Rows from a dataset of pages and code
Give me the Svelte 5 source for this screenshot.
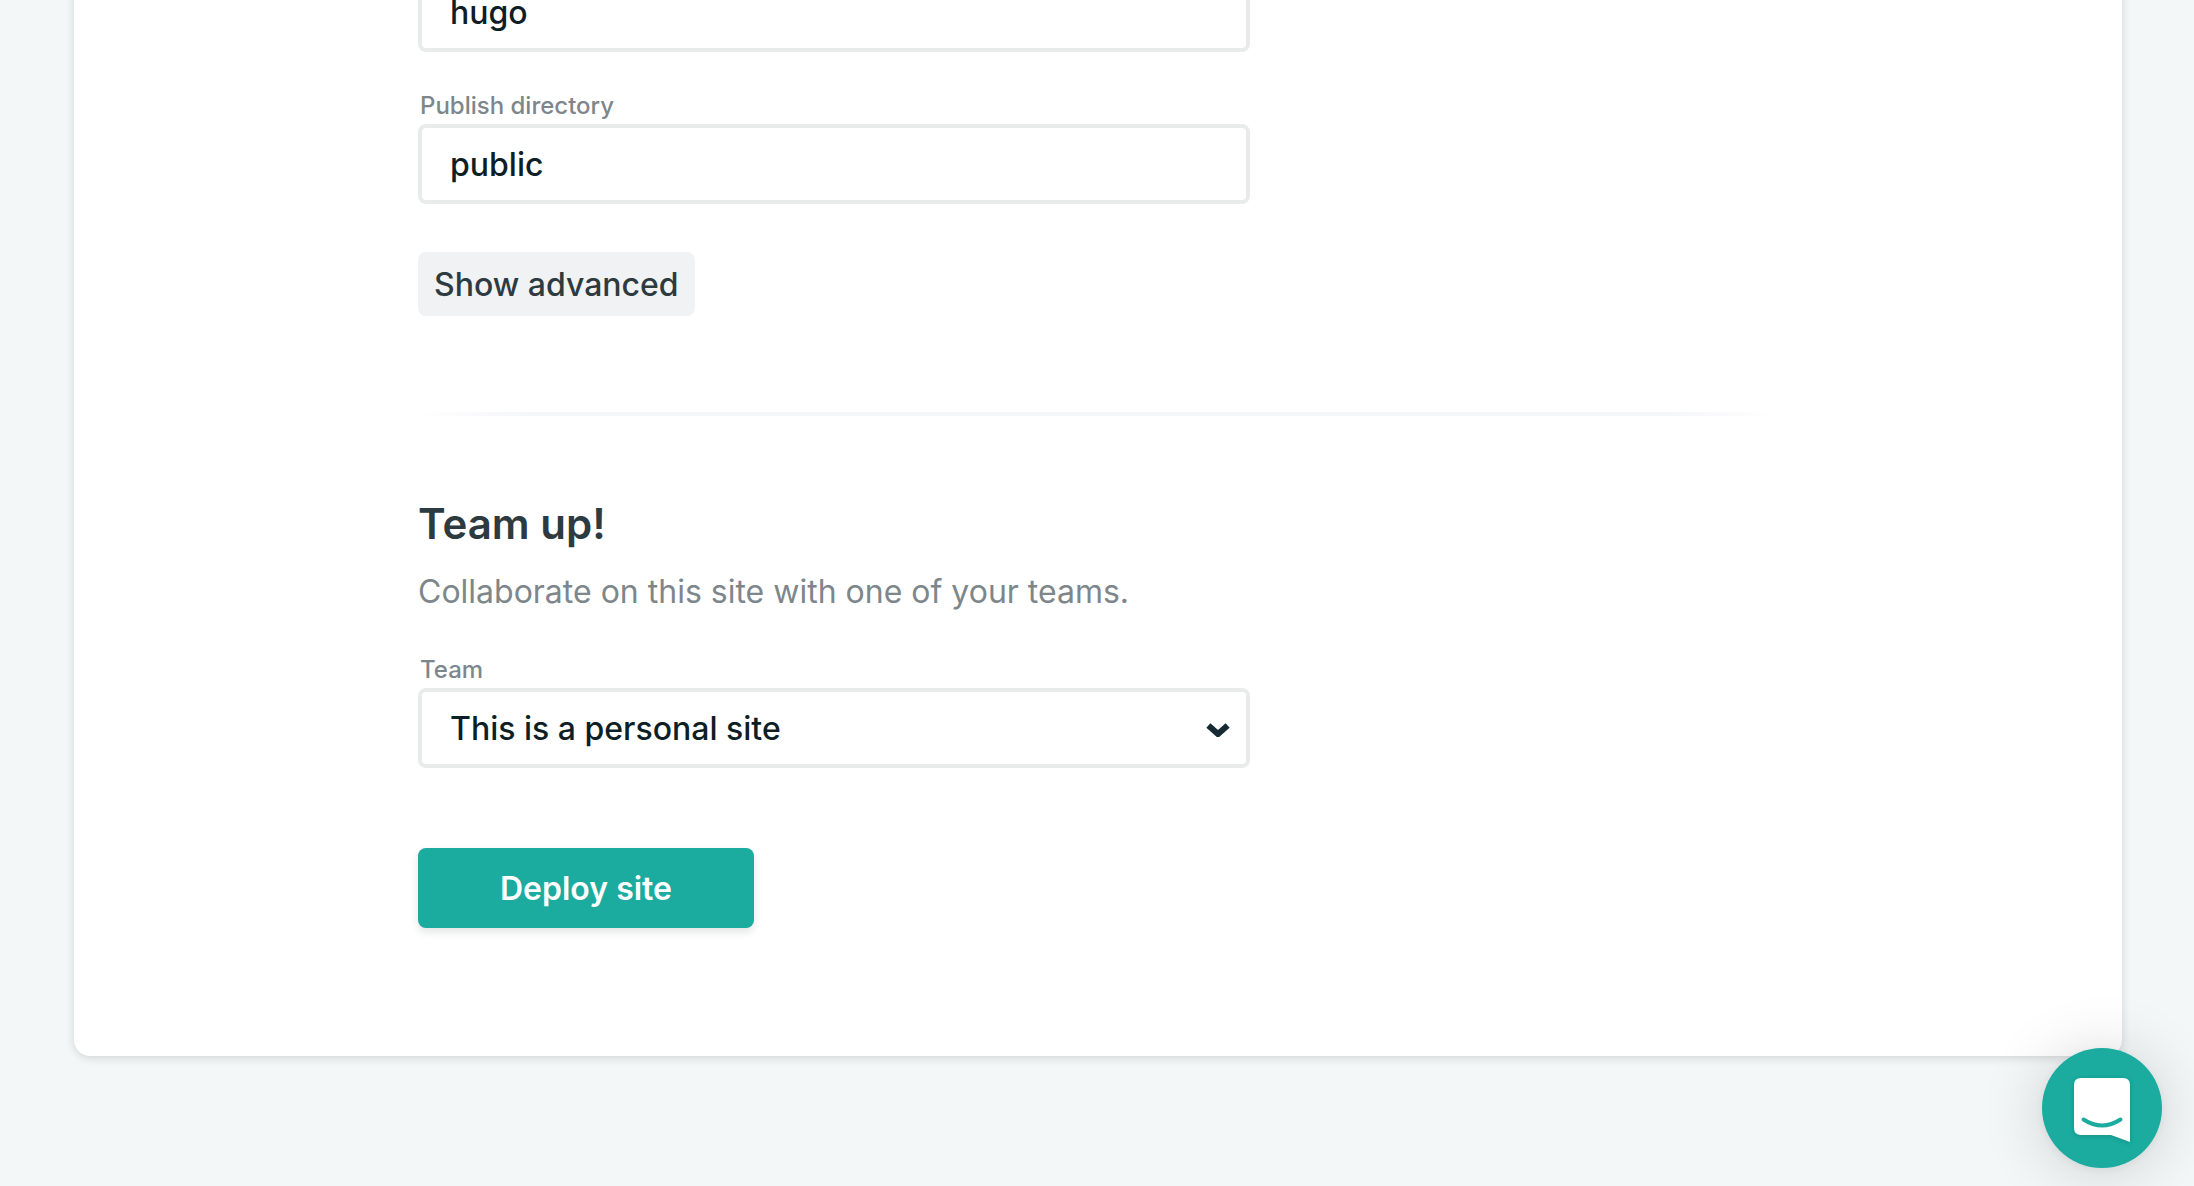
<script>
  let command = $state('hugo');
  let directory = $state('public');
  let team = $state('personal');
</script>

<main class="page">
  <form class="card" onsubmit={(e) => e.preventDefault()}>
    <div class="content">
      <section class="build">
        <input class="control" type="text" aria-label="Build command" bind:value={command} />
        <div class="field">
          <label for="directory">Publish directory</label>
          <input id="directory" class="control" type="text" bind:value={directory} />
        </div>
        <button class="secondary" type="button">Show advanced</button>
      </section>

      <hr />

      <section>
        <h2>Team up!</h2>
        <p>Collaborate on this site with one of your teams.</p>
        <div class="field">
          <label for="team">Team</label>
          <div class="select">
            <select id="team" class="control" bind:value={team}>
              <option value="personal">This is a personal site</option>
            </select>
            <svg viewBox="0 0 24 14" aria-hidden="true">
              <path d="M2.4 2.4 12 11 21.6 2.4" />
            </svg>
          </div>
        </div>
      </section>

      <button class="primary" type="submit">Deploy site</button>
    </div>
  </form>
</main>

<button class="chat" type="button" aria-label="Open chat">
  <svg viewBox="0 0 56 64" aria-hidden="true">
    <path class="bubble" d="M7 0H49Q56 0 56 7V64L37 57H7Q0 57 0 50V7Q0 0 7 0Z" />
    <path class="smile" d="M9.5 41.5Q28 53.5 46.5 41.5" />
  </svg>
</button>

<style>
  :global(body) {
    background: #f3f7f8;
  }

  .page,
  .page *,
  .chat {
    box-sizing: border-box;
  }

  .page {
    padding: 0 72px 130px 74px;
    overflow: hidden;
    font-family: Inter, 'Liberation Sans', sans-serif;
    font-size: 32px;
    color: #2d3b41;
  }

  .card {
    margin-top: -44px;
    padding: 16px 48px 128px;
    background: #fff;
    border-radius: 16px;
    box-shadow: 0 2px 8px rgba(30, 40, 40, 0.16);
  }

  .content {
    display: flex;
    flex-direction: column;
    align-items: flex-start;
    max-width: 1360px;
    margin: 0 auto;
  }

  section {
    width: 100%;
    max-width: 832px;
  }

  .field {
    display: flex;
    flex-direction: column;
    margin-top: 36px;
  }

  label {
    padding-left: 2px;
    font-size: 24px;
    font-weight: 500;
    line-height: 36px;
    color: #7d878b;
  }

  .control {
    display: block;
    width: 100%;
    height: 80px;
    margin: 0;
    padding: 0 28px;
    appearance: none;
    background: #fff;
    border: 4px solid #e9ebeb;
    border-radius: 8px;
    font: inherit;
    font-weight: 500;
    color: #0e1e25;
  }

  .select {
    position: relative;
  }

  .select svg {
    position: absolute;
    top: 35px;
    right: 20px;
    width: 24px;
    height: 14px;
    fill: none;
    stroke: #152a33;
    stroke-width: 6;
    pointer-events: none;
  }

  button {
    border: 0;
    font: inherit;
    cursor: pointer;
  }

  .secondary {
    height: 64px;
    margin-top: 48px;
    padding: 0 16px;
    background: #f0f2f4;
    border-radius: 8px;
    font-weight: 500;
    color: #2d3b41;
  }

  hr {
    width: 100%;
    height: 4px;
    margin: 96px 0 80px;
    border: 0;
    background: linear-gradient(to right, #fff, #f5f6f9 8%, #f5f6f9 92%, #fff);
  }

  h2 {
    margin: 0;
    font-size: 42px;
    font-weight: 600;
    line-height: 56px;
  }

  p {
    margin: 16px 0 0;
    line-height: 48px;
    color: #7d878b;
  }

  .primary {
    height: 80px;
    min-width: 336px;
    margin-top: 80px;
    padding: 0 48px;
    background: #1bab9f;
    border-radius: 8px;
    box-shadow: 0 4px 8px rgba(14, 30, 37, 0.12);
    font-weight: 600;
    color: #fff;
  }

  .chat {
    position: fixed;
    right: 32px;
    bottom: 18px;
    display: grid;
    place-items: center;
    width: 120px;
    height: 120px;
    padding: 4px 0 0;
    background: #1bab9f;
    border-radius: 50%;
    box-shadow: 0 2px 12px rgba(0, 0, 0, 0.06), 0 4px 64px rgba(0, 0, 0, 0.16);
  }

  .chat svg {
    width: 56px;
    height: 64px;
    overflow: visible;
    filter: drop-shadow(0 1px 2px rgba(0, 0, 0, 0.15));
  }

  .bubble {
    fill: #fff;
  }

  .smile {
    fill: none;
    stroke: #1bab9f;
    stroke-width: 4;
    stroke-linecap: round;
  }
</style>
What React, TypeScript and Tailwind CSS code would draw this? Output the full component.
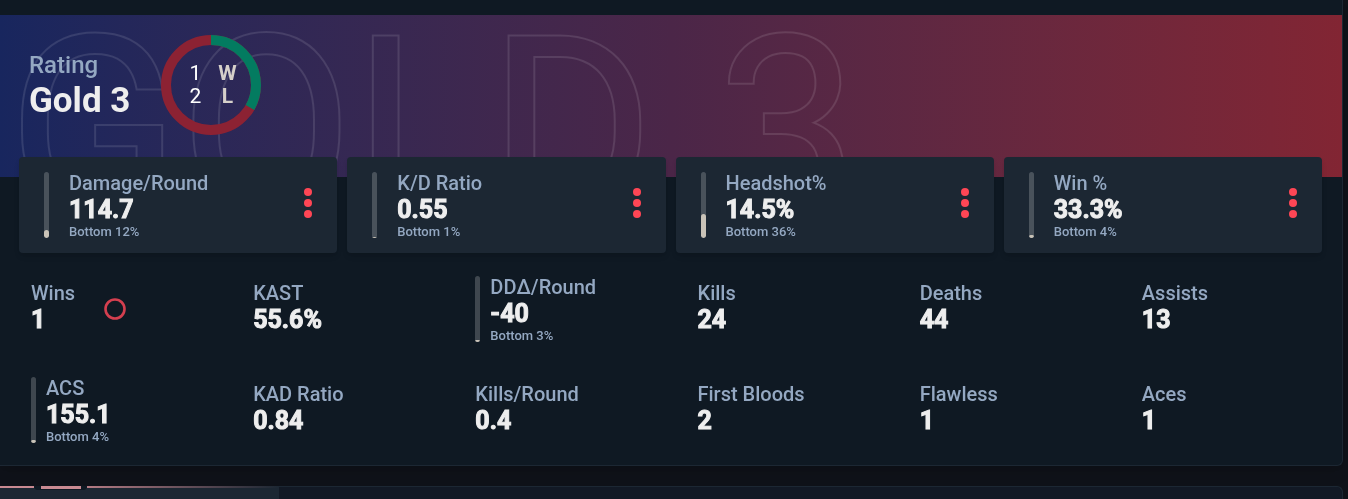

▸ **Written task**: Quote each record exactly as it stands, minus the pictures.

▸ **Result**:
Give me the Svelte 5 source for this screenshot.
<script>
  let command = $state('hugo');
  let directory = $state('public');
  let team = $state('personal');
</script>

<main class="page">
  <form class="card" onsubmit={(e) => e.preventDefault()}>
    <div class="content">
      <section class="build">
        <input class="control" type="text" aria-label="Build command" bind:value={command} />
        <div class="field">
          <label for="directory">Publish directory</label>
          <input id="directory" class="control" type="text" bind:value={directory} />
        </div>
        <button class="secondary" type="button">Show advanced</button>
      </section>

      <hr />

      <section>
        <h2>Team up!</h2>
        <p>Collaborate on this site with one of your teams.</p>
        <div class="field">
          <label for="team">Team</label>
          <div class="select">
            <select id="team" class="control" bind:value={team}>
              <option value="personal">This is a personal site</option>
            </select>
            <svg viewBox="0 0 24 14" aria-hidden="true">
              <path d="M2.4 2.4 12 11 21.6 2.4" />
            </svg>
          </div>
        </div>
      </section>

      <button class="primary" type="submit">Deploy site</button>
    </div>
  </form>
</main>

<button class="chat" type="button" aria-label="Open chat">
  <svg viewBox="0 0 56 64" aria-hidden="true">
    <path class="bubble" d="M7 0H49Q56 0 56 7V64L37 57H7Q0 57 0 50V7Q0 0 7 0Z" />
    <path class="smile" d="M9.5 41.5Q28 53.5 46.5 41.5" />
  </svg>
</button>

<style>
  :global(body) {
    background: #f3f7f8;
  }

  .page,
  .page *,
  .chat {
    box-sizing: border-box;
  }

  .page {
    padding: 0 72px 130px 74px;
    overflow: hidden;
    font-family: Inter, 'Liberation Sans', sans-serif;
    font-size: 32px;
    color: #2d3b41;
  }

  .card {
    margin-top: -44px;
    padding: 16px 48px 128px;
    background: #fff;
    border-radius: 16px;
    box-shadow: 0 2px 8px rgba(30, 40, 40, 0.16);
  }

  .content {
    display: flex;
    flex-direction: column;
    align-items: flex-start;
    max-width: 1360px;
    margin: 0 auto;
  }

  section {
    width: 100%;
    max-width: 832px;
  }

  .field {
    display: flex;
    flex-direction: column;
    margin-top: 36px;
  }

  label {
    padding-left: 2px;
    font-size: 24px;
    font-weight: 500;
    line-height: 36px;
    color: #7d878b;
  }

  .control {
    display: block;
    width: 100%;
    height: 80px;
    margin: 0;
    padding: 0 28px;
    appearance: none;
    background: #fff;
    border: 4px solid #e9ebeb;
    border-radius: 8px;
    font: inherit;
    font-weight: 500;
    color: #0e1e25;
  }

  .select {
    position: relative;
  }

  .select svg {
    position: absolute;
    top: 35px;
    right: 20px;
    width: 24px;
    height: 14px;
    fill: none;
    stroke: #152a33;
    stroke-width: 6;
    pointer-events: none;
  }

  button {
    border: 0;
    font: inherit;
    cursor: pointer;
  }

  .secondary {
    height: 64px;
    margin-top: 48px;
    padding: 0 16px;
    background: #f0f2f4;
    border-radius: 8px;
    font-weight: 500;
    color: #2d3b41;
  }

  hr {
    width: 100%;
    height: 4px;
    margin: 96px 0 80px;
    border: 0;
    background: linear-gradient(to right, #fff, #f5f6f9 8%, #f5f6f9 92%, #fff);
  }

  h2 {
    margin: 0;
    font-size: 42px;
    font-weight: 600;
    line-height: 56px;
  }

  p {
    margin: 16px 0 0;
    line-height: 48px;
    color: #7d878b;
  }

  .primary {
    height: 80px;
    min-width: 336px;
    margin-top: 80px;
    padding: 0 48px;
    background: #1bab9f;
    border-radius: 8px;
    box-shadow: 0 4px 8px rgba(14, 30, 37, 0.12);
    font-weight: 600;
    color: #fff;
  }

  .chat {
    position: fixed;
    right: 32px;
    bottom: 18px;
    display: grid;
    place-items: center;
    width: 120px;
    height: 120px;
    padding: 4px 0 0;
    background: #1bab9f;
    border-radius: 50%;
    box-shadow: 0 2px 12px rgba(0, 0, 0, 0.06), 0 4px 64px rgba(0, 0, 0, 0.16);
  }

  .chat svg {
    width: 56px;
    height: 64px;
    overflow: visible;
    filter: drop-shadow(0 1px 2px rgba(0, 0, 0, 0.15));
  }

  .bubble {
    fill: #fff;
  }

  .smile {
    fill: none;
    stroke: #1bab9f;
    stroke-width: 4;
    stroke-linecap: round;
  }
</style>
What React, TypeScript and Tailwind CSS code would draw this? Output the full component.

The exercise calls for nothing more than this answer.